One of the unexpected benefits of Leg 7 is the way that the boat becomes one huge proving oven. Bread-baking is a Clipper Race tradition much treasured by crews across the ages. Here on UNICEF, we have been adapting our baking as the weather conditions have gone from chilly to outrageously hot.

For many months, the crew has used Zina’s no-knead recipe starting in the second night watch by the red glow of a head torch. Our night watches have gained their nicknames: Pub Watch is 7-11 pm, Club Watch is 11 pm to 3 am, and Kebab Watch sees in the dawn from 3 am to 7 am. Now that we have constant heat and humidity reaching almost intolerable levels for our human crew, our bread dough is responding in startlingly different ways. Bakers on the Club Watch are creating dough monsters that rise and rise within minutes of being kneaded.
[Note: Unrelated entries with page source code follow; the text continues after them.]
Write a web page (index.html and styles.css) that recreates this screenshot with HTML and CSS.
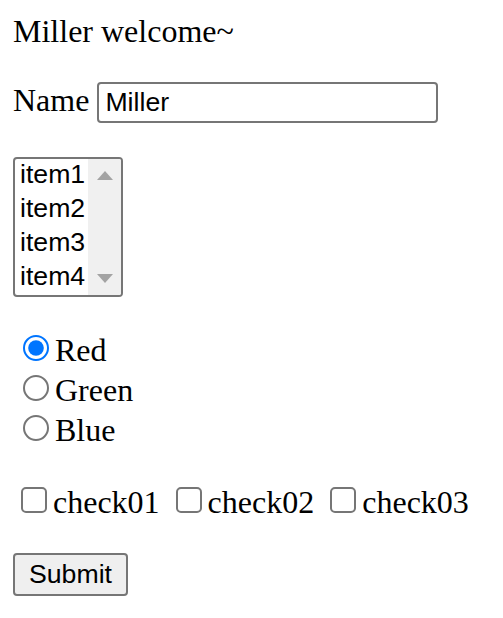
FILE: index.html
```
<!DOCTYPE html>
<html>
<head>
<meta charset="utf-8">
<link rel="stylesheet" href="styles.css">
</head>
<body>
<p class="title">Miller welcome~</p>
<p class="row">Name <input class="text" type="text" value="Miller"></p>
<div class="list" role="listbox">
  <div class="items">
    <div class="opt">item1</div>
    <div class="opt">item2</div>
    <div class="opt">item3</div>
    <div class="opt">item4</div>
  </div>
  <div class="sbar">
    <div class="sbtn"><span class="tri up"></span></div>
    <div class="sbtn"><span class="tri down"></span></div>
  </div>
</div>
<p class="radios">
<input type="radio" name="c" checked>Red<br>
<input type="radio" name="c">Green<br>
<input type="radio" name="c">Blue
</p>
<p class="checks">
<input type="checkbox">check01
<input type="checkbox">check02
<input type="checkbox">check03
</p>
<button class="btn">Submit</button>
</body>
</html>
```
FILE: styles.css
```
html {
  zoom: 2;
}
body {
  margin: 6.5px;
  font-family: "Liberation Serif", "Times New Roman", serif;
  font-size: 16px;
  color: #000;
  background: #fff;
}
.title {
  margin-top: 0;
}
.text {
  font-family: "Liberation Sans", Arial, sans-serif;
  font-size: 13.33px;
  width: 170.5px;
  height: 20.5px;
  box-sizing: border-box;
  border: 1px solid #767676;
  border-radius: 2px;
  padding: 1px 3px;
  margin: 0;
}
.list {
  display: flex;
  width: 55px;
  height: 70px;
  margin-top: 17px;
  box-sizing: border-box;
  border: 1px solid #767676;
  border-radius: 2px;
  overflow: hidden;
  font-family: "Liberation Sans", Arial, sans-serif;
  font-size: 13.33px;
}
.items {
  flex: 1;
}
.opt {
  height: 17px;
  line-height: 15px;
  padding-left: 2.5px;
}
.sbar {
  width: 16.5px;
  background: #f0f0f0;
  display: flex;
  flex-direction: column;
  justify-content: space-between;
}
.sbtn {
  height: 16.5px;
  display: flex;
  align-items: center;
  justify-content: center;
}
.tri {
  width: 0;
  height: 0;
  border-left: 4.2px solid transparent;
  border-right: 4.2px solid transparent;
}
.tri.up {
  border-bottom: 4.5px solid #a3a3a3;
}
.tri.down {
  border-top: 4.5px solid #a3a3a3;
}
.btn {
  font-family: "Liberation Sans", Arial, sans-serif;
  font-size: 13.33px;
  margin: 0;
  padding: 1px 6px;
  border: 1px solid #767676;
  border-radius: 2px;
  background: #efefef;
  color: #000;
  height: 21.5px;
  width: 57.5px;
}
```
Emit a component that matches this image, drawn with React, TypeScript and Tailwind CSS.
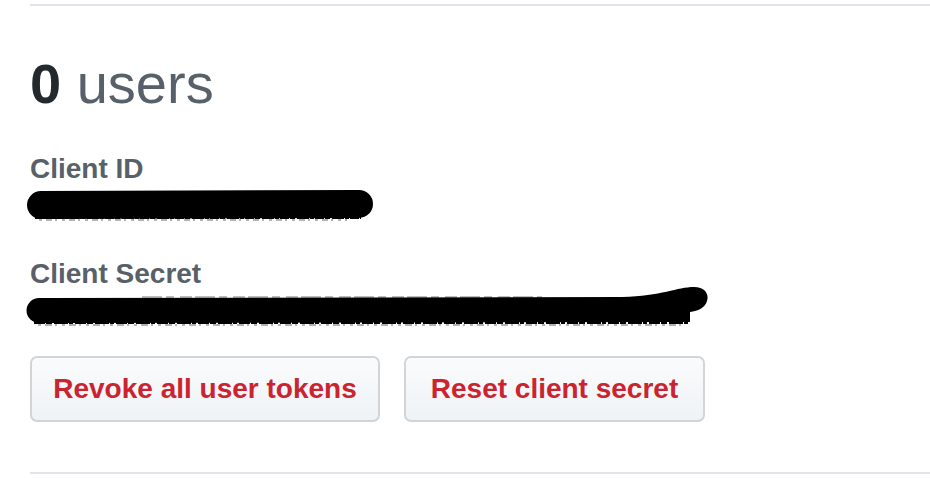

The dough strains to escape the boundaries of the tins. Cinnamon buns become giant loaves, sandwich loaves collide with the oven roof, and mutant crusts overflow creating additional limbs on the side of a loaf. And if some unfortunate crew member forgets to put the stove on gimbals, the nascent bread breaks free and becomes a ski slope of crust and crumb.

Now we have mastered the conditions, we have been treated to a superb selection of baked goods - soft fluffy morning rolls, crusty tin loaves, and even cinnamon French Toast. This may be a long race, but mornings on UNICEF are just glorious.